17 APRIL 2004, Page 50

Crustacean catch

Simon Courtauld

Theproliferating number and variety of uncooked prawns to be found in the shops put me in mind of the words of the foul-mouthed Australian, Barry McKenzie, in the Barry Humphries/Nicholas Garland strip cartoon which used to run in Private Eye: 'Don't come the raw prawn with me, sport.' The problem with most raw prawns, which have been imported, usually farmed and frozen, is that they lose flavour when thawed and are then likely to be boiled in fresh, not sea, water. Those monster prawns from Sri Lanka and off the Mozambique coast which are sold fresh can be delicious when grilled or barbecued, but they do cost about £15 a pound, including the shell and huge head.

The best-value prawns, and often the best flavoured, are those which have been fished from the North Atlantic, cooked in sea water and frozen at sea, then sold with their heads and shells on (at around £1.50 per pint). These have the additional advantage that the shells may be used in making soups and sauces or — which often happens in our house — boiled up and fed to the chickens. A delicious bisque can be made with chopped vegetables (carrot, onion, celery), garlic, wine, tomatoes, rice and stock, all stewed with the prawn shells, then passed through a blender and a sieve before adding cream.

There is nothing wrong with the now derided prawn cocktail, provided the mayonnaise is good; and it can be improved by adding crushed garlic or grated horseradish and Tabasco sauce in place of tomato ketchup. Rice is a very good accompaniment for prawns, briefly sautéed, perhaps, in butter, cream and Pernod, with lemon juice and nutmeg, or —a great favourite since I first started going to Indian restaurants — cooked in spices with spinach. Prawns pin-pin, with a chilli sauce, is a dish popular in southern Africa. Rowley Leigh produced an excellent and simple recipe for prawn pilaff about three years ago in the Sunday Telegraph magazine (he's no longer there since someone took the insane decision to replace him earlier this year). This is best made in a wok, with oil, butter and softened onion, to which you add basmati rice, water, frozen peas and sweetcorn, then the cooked prawns at the end.

Leigh in fact called this dish shrimp pilaff, possibly because it would be more recognisable to Americans, for whom all prawns are shrimps or, rather, shrimp. Anyone who has fished for these crustaceans on the coasts of Britain will immediately be able to distinguish between a shrimp, an opaque pale grey when caught in a net at low tide at the sea's edge, and the more transparent and larger prawn, usually found in rock pools feeding on seaweed. And they are still fun to catch; the excitement of seeing the little creatures flicking about in the bottom of the net remains with me from childhood.
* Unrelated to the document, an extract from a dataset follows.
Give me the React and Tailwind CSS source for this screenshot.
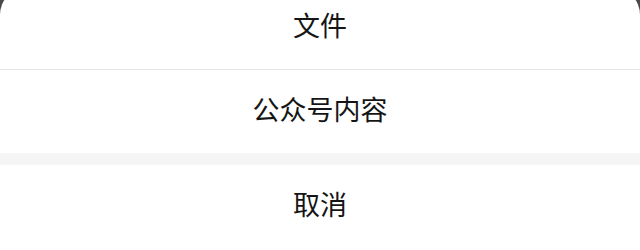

Prawn terminology gets more complicated when you move on to the subject of Dublin Bay prawns. These have claws and are now more generally known, and sold, as langoustines, many of them caught in Scottish waters where they are simply called prawns or — to add to the confusion — Norway lobsters.

When in Spain you might think that the langostinos on the menu would be langoustines, but they will not. They are large prawns, also called gambas, and the bigger red-shelled ones are carabineros. If you want Dublin Bay prawns in Spain, ask for cigalas. In Italy they are called scampi, but do not expect the pub-grub scampi and chips to have much to do with the real thing. By whatever name, the clawed creatures are delectably sweet, requiring the briefest of cooking, whether boiled and eaten with mayonnaise or grilled with butter, and their season is starting this month.

It is but a small step, in size and appearance, from langoustines to freshwater crayfish (ecrevisses), which I have caught in our stream at home. They are American imports, escapees from a farm in the upper reaches of the Wiltshire Avon, and they are apparently, as is the way with Americans, using their superior strength to crush the smaller indigenous species. The good news is that they come into our shallow stream in October — which is their mating season, I am told — and can be seen scuttling in and out of little mud caves in the stream bank. They are easily caught, the claws as well as the tails are large enough to be worth eating, and three or four will make a very acceptable first course for supper. We are already looking forward to this year's autumn crayfish run.